Já em casa, iniciando minha rotina noturna de skincare - aquele ritual diário- de passar sabonetinhos e creminhos que sustentam a promessa de tentar suavizar e porque não dizer, adiar, a tão temida e aterrorizante ação do tempo- Fiquei pensando naquele colchão sobre o carro que ainda trafegava pela minha imaginação.

Seria realmente alguém apaixonado? Gente apaixonada faz coisas estranhas. Quem nunca passou o dia todo no trabalho sem conseguir produzir nada porque aguardava ansiosamente pelo cinema marcado para sexta-feira? Quem nunca ignorou a possibilidade de ser assaltado e namorou dentro de um carro em plena quinta-feira à noite? Quem nunca perdeu a hora numa segunda-feira, depois de uma longa e ardente noite de amor no domingo?

Gente apaixonada ostenta um risinho besta de canto de boca, mesmo naquela reunião chata às terças-feiras de manhã no trabalho. É incapaz de esconder aquele brilho no olhar. Fica disperso e comumente não se concentra. Somos capazes de reconhecer alguém apaixonado até mesmo num velório em plena quarta-feira chuvosa. Quem tá apaixonado não consegue esconder. Suas feições faciais mudam, seu brilho no olhar se modifica e sua pele parece ter passado por moderníssimos procedimentos estéticos. Fica tudo milimetricamente harmonizado.

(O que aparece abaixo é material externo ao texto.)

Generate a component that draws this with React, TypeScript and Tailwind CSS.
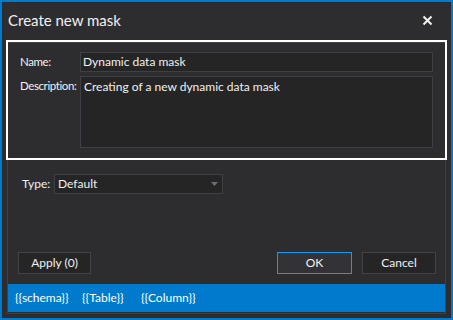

Nossa! Como você tá linda! Fez harmonização com quem?

Harmonização? Não. Não fiz nada.

Mas sua pele tá tão lisinha... Não tem nenhuma marca.

 Juro que não fiz nada. Só estou passando uns creminhos à noite.

Então você só pode estar apaixonada.

É. Na verdade eu conheci uma pessoa...

Aperto um conta gotas dourado na palma da mão e caem duas gotinhas brilhantes do creme que acabei de comprar. Faço movimentos circulares no rosto enquanto rogo para que Nossa Senhora do Creme Nívea da Latinha Azul interceda por mim – releio a bula e para meu desapontamento nenhuma promessa parecida com “use diariamente e tenha a pele de gente apaixonada”. Isso sim seria uma novidade dermocosmética.

Eu já tive essa pele algumas vezes na vida, mas nesse momento estou cheia de marcas. Algumas foram inclusive adquiridas carregando colchões por aí e gargalhando ao lado da pessoa amada. Outras, carregando colchões de volta e chorando pela perda da pessoa amada. Viver, amar, sorrir e chorar inevitavelmente deixam marcas. Acho tão esquisita essa geração que se recusa a ter marcas – no rosto e no coração – Coisa estranha. Jura que eles acreditam que isso é possível?

Já passa da meia noite, é quinta-feira, deito no meu colchão e enquanto aguardo meu creminho secar, encerro minha investigação iniciada momentos atrás. O condutor do carro estava realmente apaixonado, porque só alguém apaixonado se dispõe a carregar um colchão de casal em um pequeno carro em plena quarta-feira à noite. E para completar, ainda me arrisco a afirmar que fatalmente chegarão atrasados amanhã em seus respectivos trabalhos e que inevitavelmente terão que lidar com as tradicionais piadas que não têm dia para acontecer: “Noite foi boa ein!? Sua pele tá ótima!”